Mr. Speaker, I am pleased to take a few moments this afternoon to discuss the reform of Canada's social security system.
Given your role here in this House you are of course non partisan, but you will remember clearly that, during the last election campaign, our party made a commitment to the people of Canada. Indeed, we promised to give new confidence to the majority of Canadians about having a job and a more promising
future in the years to come than they could hope for in recent years.
As the then Leader of the Opposition and now the Prime Minister said on the steps of Parliament Hill the day the election campaign started: We must give Canadians their smile again. We must give them that hope. We must make them feel better.
I am very much in favour of this initiative because, after all, the goal is to improve social programs. For example, the proposals put forward by our colleague the Minister of Human Resources Development are aimed at improving the social security system, so that it can better meet the expectations and needs of Canadians.
A good number of these programs have been in place for several years and the Canadian economy has changed since they were first introduced. I remember the days when an unemployment rate of three per cent was considered equivalent to full employment. Today's figures are totally different. I also remember the days when it was perfectly normal to have one salary per household, the bread winner usually being the man in the house. It goes without saying that these standards no longer apply. The situation has evolved and we must not only adapt accordingly, we must also change our social programs.

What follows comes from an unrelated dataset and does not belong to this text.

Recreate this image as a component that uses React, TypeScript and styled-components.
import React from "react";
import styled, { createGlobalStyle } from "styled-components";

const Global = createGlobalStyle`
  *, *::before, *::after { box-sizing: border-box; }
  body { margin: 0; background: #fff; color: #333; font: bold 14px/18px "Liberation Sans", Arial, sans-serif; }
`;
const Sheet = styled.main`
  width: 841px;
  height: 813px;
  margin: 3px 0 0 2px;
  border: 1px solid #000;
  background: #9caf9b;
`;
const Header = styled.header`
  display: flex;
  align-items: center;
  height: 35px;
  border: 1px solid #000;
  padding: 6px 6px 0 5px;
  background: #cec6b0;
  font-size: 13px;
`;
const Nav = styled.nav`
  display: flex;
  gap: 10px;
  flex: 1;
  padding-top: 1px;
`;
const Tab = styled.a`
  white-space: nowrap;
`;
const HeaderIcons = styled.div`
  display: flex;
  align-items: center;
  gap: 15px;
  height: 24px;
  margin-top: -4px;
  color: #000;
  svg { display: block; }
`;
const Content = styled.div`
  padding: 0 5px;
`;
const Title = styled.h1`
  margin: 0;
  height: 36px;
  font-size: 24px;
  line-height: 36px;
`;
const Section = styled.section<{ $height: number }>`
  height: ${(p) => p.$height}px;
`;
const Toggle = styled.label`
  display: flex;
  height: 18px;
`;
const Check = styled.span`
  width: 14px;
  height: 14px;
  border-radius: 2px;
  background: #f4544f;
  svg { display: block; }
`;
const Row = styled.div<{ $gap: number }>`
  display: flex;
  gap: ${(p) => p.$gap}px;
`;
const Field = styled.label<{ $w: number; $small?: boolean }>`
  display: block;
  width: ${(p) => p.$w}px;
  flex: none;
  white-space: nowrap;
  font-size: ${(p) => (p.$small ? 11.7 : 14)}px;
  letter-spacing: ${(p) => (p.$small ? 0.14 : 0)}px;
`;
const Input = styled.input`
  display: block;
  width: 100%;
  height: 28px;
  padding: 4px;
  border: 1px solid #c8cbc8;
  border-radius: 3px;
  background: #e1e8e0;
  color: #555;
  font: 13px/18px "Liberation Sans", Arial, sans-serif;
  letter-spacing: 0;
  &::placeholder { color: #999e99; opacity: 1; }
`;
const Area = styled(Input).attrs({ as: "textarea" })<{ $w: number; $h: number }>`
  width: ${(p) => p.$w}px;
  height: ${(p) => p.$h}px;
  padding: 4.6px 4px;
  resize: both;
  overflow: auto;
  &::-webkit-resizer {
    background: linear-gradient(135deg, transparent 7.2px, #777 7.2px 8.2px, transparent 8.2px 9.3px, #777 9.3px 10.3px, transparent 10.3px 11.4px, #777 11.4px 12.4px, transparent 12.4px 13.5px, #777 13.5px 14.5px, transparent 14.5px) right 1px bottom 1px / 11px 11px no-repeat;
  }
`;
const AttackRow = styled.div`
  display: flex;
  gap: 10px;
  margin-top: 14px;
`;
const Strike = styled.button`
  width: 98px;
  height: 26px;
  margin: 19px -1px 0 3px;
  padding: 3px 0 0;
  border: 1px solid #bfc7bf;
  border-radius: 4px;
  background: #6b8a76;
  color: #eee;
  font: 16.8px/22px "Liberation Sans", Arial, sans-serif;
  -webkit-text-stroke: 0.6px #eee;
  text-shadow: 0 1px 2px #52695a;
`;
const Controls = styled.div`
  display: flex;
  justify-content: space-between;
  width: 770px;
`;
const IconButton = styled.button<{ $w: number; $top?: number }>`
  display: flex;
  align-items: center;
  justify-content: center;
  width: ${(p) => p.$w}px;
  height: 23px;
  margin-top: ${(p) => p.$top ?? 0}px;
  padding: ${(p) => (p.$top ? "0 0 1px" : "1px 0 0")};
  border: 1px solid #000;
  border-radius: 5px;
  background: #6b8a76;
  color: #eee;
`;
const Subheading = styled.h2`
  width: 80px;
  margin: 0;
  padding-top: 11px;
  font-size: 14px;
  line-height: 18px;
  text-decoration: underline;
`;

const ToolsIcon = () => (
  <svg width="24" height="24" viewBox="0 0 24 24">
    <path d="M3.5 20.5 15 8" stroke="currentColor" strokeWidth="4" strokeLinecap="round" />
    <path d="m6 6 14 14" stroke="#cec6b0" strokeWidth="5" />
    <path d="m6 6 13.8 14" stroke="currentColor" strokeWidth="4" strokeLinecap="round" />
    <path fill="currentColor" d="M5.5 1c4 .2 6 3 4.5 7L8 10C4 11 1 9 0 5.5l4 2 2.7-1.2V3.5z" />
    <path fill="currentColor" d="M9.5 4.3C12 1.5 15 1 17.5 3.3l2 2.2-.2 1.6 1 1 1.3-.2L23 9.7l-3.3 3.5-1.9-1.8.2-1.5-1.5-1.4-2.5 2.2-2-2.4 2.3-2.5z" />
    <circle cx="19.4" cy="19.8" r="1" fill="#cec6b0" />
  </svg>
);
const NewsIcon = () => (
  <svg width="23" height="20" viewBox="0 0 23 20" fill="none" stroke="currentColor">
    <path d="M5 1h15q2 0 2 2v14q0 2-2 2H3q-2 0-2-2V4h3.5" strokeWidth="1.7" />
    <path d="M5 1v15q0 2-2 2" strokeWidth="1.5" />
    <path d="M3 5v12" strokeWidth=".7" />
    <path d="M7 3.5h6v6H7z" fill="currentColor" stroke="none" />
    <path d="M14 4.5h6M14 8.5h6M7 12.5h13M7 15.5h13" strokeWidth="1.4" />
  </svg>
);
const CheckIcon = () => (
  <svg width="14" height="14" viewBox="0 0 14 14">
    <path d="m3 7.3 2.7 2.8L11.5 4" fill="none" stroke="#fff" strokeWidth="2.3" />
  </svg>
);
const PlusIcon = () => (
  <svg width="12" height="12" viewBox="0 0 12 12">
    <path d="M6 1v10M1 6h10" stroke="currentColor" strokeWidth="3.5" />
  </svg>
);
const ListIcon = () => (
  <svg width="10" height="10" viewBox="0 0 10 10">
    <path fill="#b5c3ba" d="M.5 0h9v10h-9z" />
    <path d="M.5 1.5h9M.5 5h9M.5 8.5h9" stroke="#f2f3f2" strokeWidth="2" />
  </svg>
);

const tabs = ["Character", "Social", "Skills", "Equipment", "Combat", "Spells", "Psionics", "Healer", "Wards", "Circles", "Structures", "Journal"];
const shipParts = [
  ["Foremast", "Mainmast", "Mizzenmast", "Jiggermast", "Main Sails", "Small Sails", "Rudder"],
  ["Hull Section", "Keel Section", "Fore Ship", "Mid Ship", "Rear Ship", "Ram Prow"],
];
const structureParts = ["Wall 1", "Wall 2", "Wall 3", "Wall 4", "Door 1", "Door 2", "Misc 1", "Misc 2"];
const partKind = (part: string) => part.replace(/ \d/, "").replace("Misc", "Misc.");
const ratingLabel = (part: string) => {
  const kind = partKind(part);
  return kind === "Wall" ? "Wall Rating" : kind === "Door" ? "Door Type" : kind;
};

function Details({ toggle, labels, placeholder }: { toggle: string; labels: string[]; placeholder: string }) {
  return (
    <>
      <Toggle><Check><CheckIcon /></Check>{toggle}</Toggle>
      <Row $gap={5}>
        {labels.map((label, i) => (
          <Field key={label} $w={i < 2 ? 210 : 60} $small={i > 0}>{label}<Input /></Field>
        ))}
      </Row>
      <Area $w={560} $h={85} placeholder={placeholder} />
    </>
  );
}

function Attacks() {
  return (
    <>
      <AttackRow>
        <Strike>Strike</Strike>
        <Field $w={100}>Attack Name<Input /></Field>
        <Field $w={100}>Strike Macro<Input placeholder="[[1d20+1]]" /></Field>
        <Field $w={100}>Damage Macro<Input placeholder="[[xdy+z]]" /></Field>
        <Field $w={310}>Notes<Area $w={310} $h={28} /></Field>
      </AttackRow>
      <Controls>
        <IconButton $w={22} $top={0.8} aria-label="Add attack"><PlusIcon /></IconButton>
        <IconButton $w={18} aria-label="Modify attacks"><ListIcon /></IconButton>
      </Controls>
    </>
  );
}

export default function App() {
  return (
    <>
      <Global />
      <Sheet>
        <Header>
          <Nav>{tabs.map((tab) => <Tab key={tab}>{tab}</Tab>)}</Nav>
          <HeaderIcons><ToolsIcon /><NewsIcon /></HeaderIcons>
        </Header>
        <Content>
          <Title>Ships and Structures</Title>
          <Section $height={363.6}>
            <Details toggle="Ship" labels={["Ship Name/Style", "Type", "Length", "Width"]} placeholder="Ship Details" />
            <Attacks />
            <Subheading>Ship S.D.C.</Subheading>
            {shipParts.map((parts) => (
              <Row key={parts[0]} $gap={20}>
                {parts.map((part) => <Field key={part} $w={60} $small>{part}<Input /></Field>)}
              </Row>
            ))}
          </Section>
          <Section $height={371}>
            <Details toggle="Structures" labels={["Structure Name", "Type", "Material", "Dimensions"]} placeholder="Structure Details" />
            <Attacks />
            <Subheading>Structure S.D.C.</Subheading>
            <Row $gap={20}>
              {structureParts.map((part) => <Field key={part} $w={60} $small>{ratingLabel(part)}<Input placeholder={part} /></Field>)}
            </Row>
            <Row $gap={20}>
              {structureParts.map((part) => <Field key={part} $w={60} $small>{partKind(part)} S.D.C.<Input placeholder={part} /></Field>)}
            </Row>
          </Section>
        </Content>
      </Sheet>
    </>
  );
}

I am of the view that the best social program is a job. There is nothing quite like it, as they say in the commercial. If the best social program is a job, as I submit it is, then surely all of the other programs that we have must be such that one is always better with a job than without one.
That is not the case with social programs today. How many times have colleagues in this House heard constituents tell them that they cannot afford to work, that the social program that they are on is designed in such a way that they are taking a cut by going back to work?
For a single mother with three or four children going back to work is not easy. As a matter of fact, in many cases it is, without saying impossible, very hard. I am of the view that it is high time we started thinking of such concepts as guaranteed minimum annual income in such a way that no one is punished for trying to make life better for themselves. No one is punished for finding a job. That is not the case right now. That is not the case at all.
The other part to this is the unemployment insurance programs that we have. A few years ago we got into training programs in a rather major way under many aspects of what is commonly referred to as UI. Some of these programs are for training but they are confusing at best.
Those of us who have referred constituents to training programs under section 26 of the Unemployment Insurance Act know that these people can, if they get benefits the day that the training begins, receive those benefits for a period which could be extended to 156 weeks. However, if these people make a claim under a program not covered by section 26 and go back to school while receiving UI benefits, they not only lose the possibility of having their benefit period extended, they also lose those benefits.
You will agree that if the objective is to provide training, programs should be structured so that people are not penalized precisely because they take a training course, as they should.
On the other hand we have section 14. People qualify under section 14 to take a training program sometimes identical to those under section 26. If they are taking a program and if they are offered a job they must resign forthwith from the training that they are taking to go to the job.
However, if they were approved under the other section they do not have to do it. That does not make a lot of sense to me. It seems that whatever little block was ticked off beside one's name determines how the training one will be receiving will be administered and whether one will receive benefits, extend benefits or have the benefits cut off altogether. That does not seem like a reasonable proposition to me.
If you are on unemployment insurance and you apply to work on some of these make work projects, under section 25 of the Unemployment Insurance Act, you go back to work and you receive a form of top-up in addition to your benefits, providing you have enough benefits to cover the whole period of the project you are going to work on.
In other words, if you have nine weeks of coverage left and you are starting to work on a project that will last ten weeks, you cannot work nine weeks and then quit. You have to refuse to take it altogether because you must have the requisite number of weeks for the duration of the program.
Maybe this makes sense to somebody but it does not at all to me. I am having some difficult explaining all of this to those who asked me to represent them in this Chamber.
I would like to see the government take a look at the administration of its programs, so that these are better managed and, more importantly, better co-ordinated, to meet the needs of Canadians.
I will conclude by saying that I do not agree with those who claim that we are spending more and more on social programs.
I just received today a document entitled "The National Finances", published by the Canadian Tax Foundation. According to this document, social programs subsidized by the federal government represented 23.1 per cent of the tax base in 1984, compared to only 22.8 per cent in 1993-1994. We must not forget that. We must not claim that we are proportionally spending more and more all the time.